By Lee Forsythe
Fifty-two percent of France does not believe in heaven., Eleven percent of Americans do not either. That percentage increases with a college education (23%), but, interestingly, decreases as people grow older (10%). Many are too occupied with the “here” to give much thought to the “hereafter.” But heaven is a necessary inspiration to us, an encouragement to persist through sickness, financial problems, and even death. Let us notice what heaven is and then discuss who will be there.
Heaven is a perfect place. When the apostles were stunned by Jesus’ prophecy of Peter’s denial, Judas’ betrayal, and his own impending death, Jesus told them of a better place. “Stop letting your hearts be troubled; keep on believing in God, and also in me. In my Father’s house there are many dwelling places; if there were not, I would have told you, for I am going away to make ready a place for you. And if I go and make it ready for you, I will come back and take you to be face to face with me, so that you may always be right where I am” (John 14:1-3, Charles Williams). Some believe that heaven is on earth or a state of mind, but Jesus was leaving earth “I go” to prepare a “place.” His words offered stability to the apostles even when their world was falling apart. Heaven would only help by believing deeply (notice “believe” in vv. 1 [2x’s], 10, 11 [2x’s], 12, 29), “believe not only in certain doctrines, but in Jesus himselfin him as able to carry out every promise that he has made.”, They could have peace because of their ultimate victory in heaven.
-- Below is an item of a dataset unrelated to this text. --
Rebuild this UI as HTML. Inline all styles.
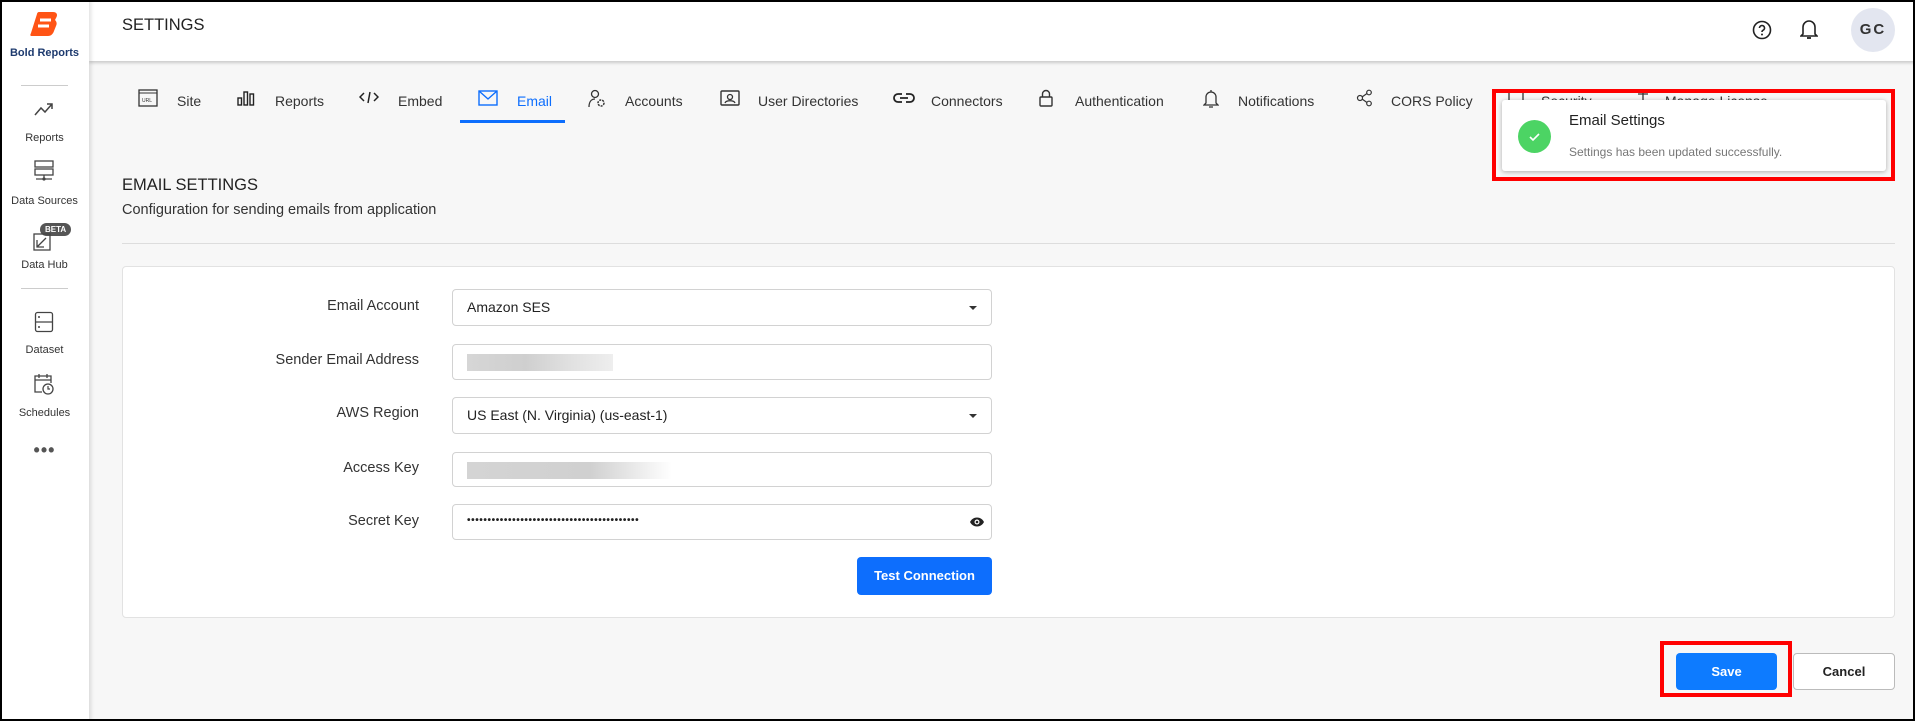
<!DOCTYPE html>
<html><head><meta charset="utf-8"><style>
*{box-sizing:border-box;margin:0;padding:0}
body{width:1915px;height:721px;overflow:hidden;font-family:"Liberation Sans",sans-serif;background:#f7f7f7;position:relative;color:#222}
.frame{position:absolute;left:0;top:0;width:1915px;height:721px;border:2px solid #000;pointer-events:none;z-index:50}
.side{position:absolute;left:0;top:0;width:89px;height:721px;background:#fff;box-shadow:2px 0 4px rgba(0,0,0,.12);z-index:5}
.side .lbl{position:absolute;width:89px;text-align:center;font-size:11px;color:#333}
.side .div{position:absolute;left:21px;width:47px;height:1px;background:#ccc}
.side svg{position:absolute}
.hdr{position:absolute;left:89px;top:0;right:0;height:61px;background:#fff;box-shadow:0 2px 3px rgba(0,0,0,.18);z-index:4}
.abs{position:absolute}
.tab{position:absolute;top:93px;font-size:14px;color:#333}
.tab svg{position:absolute;top:-4px}
.card{position:absolute;left:122px;top:266px;width:1773px;height:352px;background:#fff;border:1px solid #e2e2e2;border-radius:4px}
.label{position:absolute;right:1496px;font-size:14.5px;color:#333;text-align:right}
.inp{position:absolute;left:452px;width:540px;border:1px solid #d2d2d2;border-radius:4px;background:#fff;font-size:14px;color:#222;padding-left:14px}
.blur{position:absolute;left:14px;height:17px;top:9px;background:linear-gradient(90deg,#d6d6d6,#cfcfcf 40%,#e0e0e0 70%,#eee)}
.caret{position:absolute;right:14px;top:50%;margin-top:-2px;border-left:4px solid transparent;border-right:4px solid transparent;border-top:4px solid #333}
.btn{position:absolute;border-radius:4px;font-size:13px;font-weight:bold;text-align:center}
</style></head><body>
<div class="frame"></div>
<div class="side">
 <svg style="left:30px;top:11px" width="28" height="26" viewBox="0 0 28 26"><path d="M9 1h14c4 0 5 3 3 6l-1 2c2 2 2 4 1 6l-2 5c-1 3-3 5-6 5H2c-2 0-2-1-1-3L7 3c0-1 1-2 2-2z" fill="#ff5415"/><path d="M10 9h11M8 15h11" stroke="#fff" stroke-width="3"/></svg>
 <div class="lbl" style="top:47px;font-weight:bold;color:#1d3a6e;font-size:11px">Bold Reports</div>
 <div class="div" style="top:85px"></div>
 <svg style="left:33px;top:100px" width="22" height="18" viewBox="0 0 22 18"><path d="M2 15l6-7 4 4 7-8M14 4h5v5" fill="none" stroke="#444" stroke-width="1.5"/></svg>
 <div class="lbl" style="top:132px">Reports</div>
 <svg style="left:34px;top:160px" width="20" height="22" viewBox="0 0 20 22"><rect x="1" y="1" width="18" height="6" fill="none" stroke="#444" stroke-width="1.3"/><rect x="1" y="9" width="18" height="6" fill="none" stroke="#444" stroke-width="1.3"/><path d="M10 15v4M2 19h16" stroke="#444" stroke-width="1.3"/><circle cx="10" cy="19" r="1.6" fill="#444"/></svg>
 <div class="lbl" style="top:195px">Data Sources</div>
 <div class="abs" style="left:40px;top:223px;background:#555;color:#fff;font-size:8px;font-weight:bold;border-radius:7px;padding:2px 5px">BETA</div>
 <svg style="left:33px;top:233px" width="18" height="18" viewBox="0 0 18 18"><rect x="1" y="1" width="16" height="16" fill="none" stroke="#444" stroke-width="1.3"/><path d="M4 14l9-9M4 7v7h7" fill="none" stroke="#444" stroke-width="1.3"/></svg>
 <div class="lbl" style="top:259px">Data Hub</div>
 <div class="div" style="top:288px"></div>
 <svg style="left:34px;top:311px" width="20" height="22" viewBox="0 0 20 22"><rect x="1.5" y="1.5" width="17" height="19" rx="2" fill="none" stroke="#444" stroke-width="1.3"/><path d="M1.5 11h17" stroke="#444" stroke-width="1.3"/><circle cx="5" cy="6" r="1" fill="#444"/><circle cx="5" cy="16" r="1" fill="#444"/></svg>
 <div class="lbl" style="top:344px">Dataset</div>
 <svg style="left:33px;top:372px" width="22" height="24" viewBox="0 0 22 24"><path d="M9 20H2V4h16v7M2 8h16M6 2v4M14 2v4" fill="none" stroke="#444" stroke-width="1.3"/><circle cx="15" cy="17" r="5" fill="none" stroke="#444" stroke-width="1.3"/><path d="M15 14v3h2" fill="none" stroke="#444" stroke-width="1.2"/></svg>
 <div class="lbl" style="top:407px">Schedules</div>
 <div class="lbl" style="top:440px;font-size:18px;font-weight:bold;letter-spacing:1px;color:#555">•••</div>
</div>
<div class="hdr">
 <div class="abs" style="left:33px;top:16px;font-size:16.5px;color:#222">SETTINGS</div>
 <svg class="abs" style="left:1663px;top:20px" width="20" height="20" viewBox="0 0 20 20"><circle cx="10" cy="10" r="8.5" fill="none" stroke="#222" stroke-width="1.6"/><path d="M7.5 8a2.5 2.5 0 1 1 3.5 2.3c-.8.4-1 .8-1 1.7" fill="none" stroke="#222" stroke-width="1.6"/><circle cx="10" cy="14.5" r="1" fill="#222"/></svg>
 <svg class="abs" style="left:1711px;top:18px" width="18" height="22" viewBox="0 0 18 22"><path d="M3 16V9a6 6 0 0 1 12 0v7l2 2H1z" fill="none" stroke="#222" stroke-width="1.6"/><path d="M7 20h4" stroke="#222" stroke-width="1.8"/></svg>
 <div class="abs" style="left:1762px;top:8px;width:44px;height:44px;border-radius:50%;background:#e3e6f0;font-size:15px;font-weight:bold;color:#333;text-align:center;line-height:44px;letter-spacing:2px">GC</div>
</div>
<div class="tab" style="left:138px"><svg width="20" height="18" viewBox="0 0 20 18"><rect x="1" y="1" width="18" height="16" fill="none" stroke="#333" stroke-width="1.3"/><path d="M1 4h18" stroke="#333"/><text x="4" y="13" font-size="5" font-family="Liberation Sans" fill="#333">URL</text></svg></div>
<div class="tab" style="left:177px">Site</div>
<div class="tab" style="left:237px"><svg width="18" height="18" viewBox="0 0 18 18"><rect x="1" y="9" width="3.5" height="7" fill="none" stroke="#222" stroke-width="1.4"/><rect x="7" y="3" width="3.5" height="13" fill="none" stroke="#222" stroke-width="1.4"/><rect x="13" y="5" width="3.5" height="11" fill="none" stroke="#222" stroke-width="1.4"/></svg></div>
<div class="tab" style="left:275px">Reports</div>
<div class="tab" style="left:359px"><svg width="20" height="18" viewBox="0 0 20 18"><path d="M5 4L1 8l4 4M15 4l4 4-4 4M11 3l-2 11" fill="none" stroke="#222" stroke-width="1.5"/></svg></div>
<div class="tab" style="left:398px">Embed</div>
<div class="tab" style="left:478px"><svg width="20" height="18" viewBox="0 0 20 18"><rect x="1" y="2" width="18" height="14" fill="none" stroke="#0d6efd" stroke-width="1.4"/><path d="M1 2l9 8 9-8" fill="none" stroke="#0d6efd" stroke-width="1.4"/></svg></div>
<div class="tab" style="left:517px;color:#0d6efd">Email</div>
<div class="abs" style="left:460px;top:120px;width:105px;height:3px;background:#0d6efd"></div>
<div class="tab" style="left:587px"><svg width="20" height="20" viewBox="0 0 20 20"><circle cx="8" cy="5" r="3.5" fill="none" stroke="#333" stroke-width="1.3"/><path d="M2 18c0-6 3-8 6-8" fill="none" stroke="#333" stroke-width="1.3"/><circle cx="14" cy="14" r="3" fill="none" stroke="#333" stroke-width="1.5" stroke-dasharray="2 1"/></svg></div>
<div class="tab" style="left:625px">Accounts</div>
<div class="tab" style="left:720px"><svg width="20" height="18" viewBox="0 0 20 18"><rect x="1" y="2" width="18" height="14" rx="1" fill="none" stroke="#333" stroke-width="1.4"/><circle cx="10" cy="8" r="2.5" fill="none" stroke="#333" stroke-width="1.3"/><path d="M5 14c1-3 9-3 10 0" fill="none" stroke="#333" stroke-width="1.3"/></svg></div>
<div class="tab" style="left:758px">User Directories</div>
<div class="tab" style="left:893px"><svg width="22" height="18" viewBox="0 0 22 18"><path d="M9 5H5a4 4 0 0 0 0 8h4M13 5h4a4 4 0 0 1 0 8h-4M7 9h8" fill="none" stroke="#222" stroke-width="1.8"/></svg></div>
<div class="tab" style="left:931px">Connectors</div>
<div class="tab" style="left:1037px"><svg width="18" height="18" viewBox="0 0 18 18"><rect x="3" y="8" width="12" height="9" rx="1" fill="none" stroke="#333" stroke-width="1.4"/><path d="M5.5 8V5a3.5 3.5 0 0 1 7 0v3" fill="none" stroke="#333" stroke-width="1.4"/></svg></div>
<div class="tab" style="left:1075px">Authentication</div>
<div class="tab" style="left:1203px"><svg width="16" height="20" viewBox="0 0 16 20"><path d="M3 14V8a5 5 0 0 1 10 0v6l2 2H1zM8 1v2M6 18h4" fill="none" stroke="#333" stroke-width="1.3"/></svg></div>
<div class="tab" style="left:1238px">Notifications</div>
<div class="tab" style="left:1356px"><svg width="18" height="18" viewBox="0 0 18 18"><circle cx="4" cy="9" r="2.5" fill="none" stroke="#333" stroke-width="1.2"/><circle cx="13" cy="3.5" r="2.3" fill="none" stroke="#333" stroke-width="1.2"/><circle cx="13" cy="14.5" r="2.3" fill="none" stroke="#333" stroke-width="1.2"/><path d="M6 8l5-3.5M6 10l5 3.5" stroke="#333" stroke-width="1.2"/></svg></div>
<div class="tab" style="left:1391px">CORS Policy</div>
<div class="tab" style="left:1508px"><svg width="16" height="18" viewBox="0 0 16 18"><rect x="1" y="2" width="14" height="15" fill="none" stroke="#333" stroke-width="1.3"/></svg></div>
<div class="tab" style="left:1541px">Security</div>
<div class="tab" style="left:1634px"><svg width="18" height="18" viewBox="0 0 18 18"><path d="M9 1v16M4 5h10" stroke="#333" stroke-width="1.3"/></svg></div>
<div class="tab" style="left:1665px">Manage License</div>
<div class="abs" style="left:1492px;top:89px;width:403px;height:92px;border:4px solid #f00;z-index:6"></div>
<div class="abs" style="left:1502px;top:100px;width:384px;height:71px;background:#fff;border-radius:3px;box-shadow:0 1px 5px rgba(0,0,0,.3);z-index:7">
 <div class="abs" style="left:16px;top:20px;width:33px;height:33px;border-radius:50%;background:#4cd464"><svg width="33" height="33" viewBox="0 0 33 33"><path d="M12 17l3 3 6-6" fill="none" stroke="#fff" stroke-width="1.6"/></svg></div>
 <div class="abs" style="left:67px;top:12px;font-size:15px;color:#222">Email Settings</div>
 <div class="abs" style="left:67px;top:45px;font-size:12px;color:#777">Settings has been updated successfully.</div>
</div>
<div class="abs" style="left:122px;top:176px;font-size:16.5px;color:#222">EMAIL SETTINGS</div>
<div class="abs" style="left:122px;top:202px;font-size:14.5px;color:#333">Configuration for sending emails from application</div>
<div class="abs" style="left:122px;top:243px;width:1773px;height:1px;background:#ddd"></div>
<div class="card"></div>
<div class="label" style="top:298px">Email Account</div>
<div class="inp" style="top:289px;height:37px;line-height:35px">Amazon SES<div class="caret"></div></div>
<div class="label" style="top:352px">Sender Email Address</div>
<div class="inp" style="top:344px;height:36px"><div class="blur" style="width:146px"></div></div>
<div class="label" style="top:405px">AWS Region</div>
<div class="inp" style="top:397px;height:37px;line-height:35px">US East (N. Virginia) (us-east-1)<div class="caret"></div></div>
<div class="label" style="top:460px">Access Key</div>
<div class="inp" style="top:452px;height:35px"><div class="blur" style="width:205px;background:linear-gradient(90deg,#d4d4d4,#d0d0d0 60%,#fff)"></div></div>
<div class="label" style="top:513px">Secret Key</div>
<div class="inp" style="top:504px;height:36px;line-height:32px;font-size:10px;letter-spacing:0.6px;font-weight:bold">••••••••••••••••••••••••••••••••••••••••••
 <svg class="abs" style="right:6px;top:10px" width="16" height="14" viewBox="0 0 16 14"><path d="M1 7c3-6 11-6 14 0-3 6-11 6-14 0z" fill="#222"/><circle cx="8" cy="7" r="2.5" fill="#fff"/><circle cx="8" cy="7" r="1.3" fill="#222"/></svg></div>
<div class="btn" style="left:857px;top:557px;width:135px;height:38px;line-height:38px;background:#0d6efd;color:#fff">Test Connection</div>
<div class="abs" style="left:1660px;top:641px;width:132px;height:56px;border:4px solid #f00"></div>
<div class="btn" style="left:1676px;top:653px;width:101px;height:37px;line-height:37px;background:#0d7bff;color:#fff">Save</div>
<div class="btn" style="left:1793px;top:653px;width:102px;height:37px;line-height:35px;background:#fff;border:1px solid #bbb;color:#222">Cancel</div>
</body></html>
Heaven is a permanent place. When Jesus spoke of the idea of heaven he often used the phrase “everlasting life”, and “eternal life. It is more than quantity of life, because the wicked will suffer “everlasting punishment” (Matt. 26:46). It is quantity plus the quality of living life as God intended, to the fullest extent possible. Although eternal life is a present possession (Jn. 3:36, “has everlasting life”), it will be fully realized in heaven. A place where we will not be pilgrims (1 Pet. 2:11), nor does it “fade not away” (1 Pet. 1: 4). It will be our “homeland” (Heb. 11:15) forever. We will not be upset by houses failing to sell, furniture being scratched or broken, and, most importantly, saying heartbreaking goodbyes.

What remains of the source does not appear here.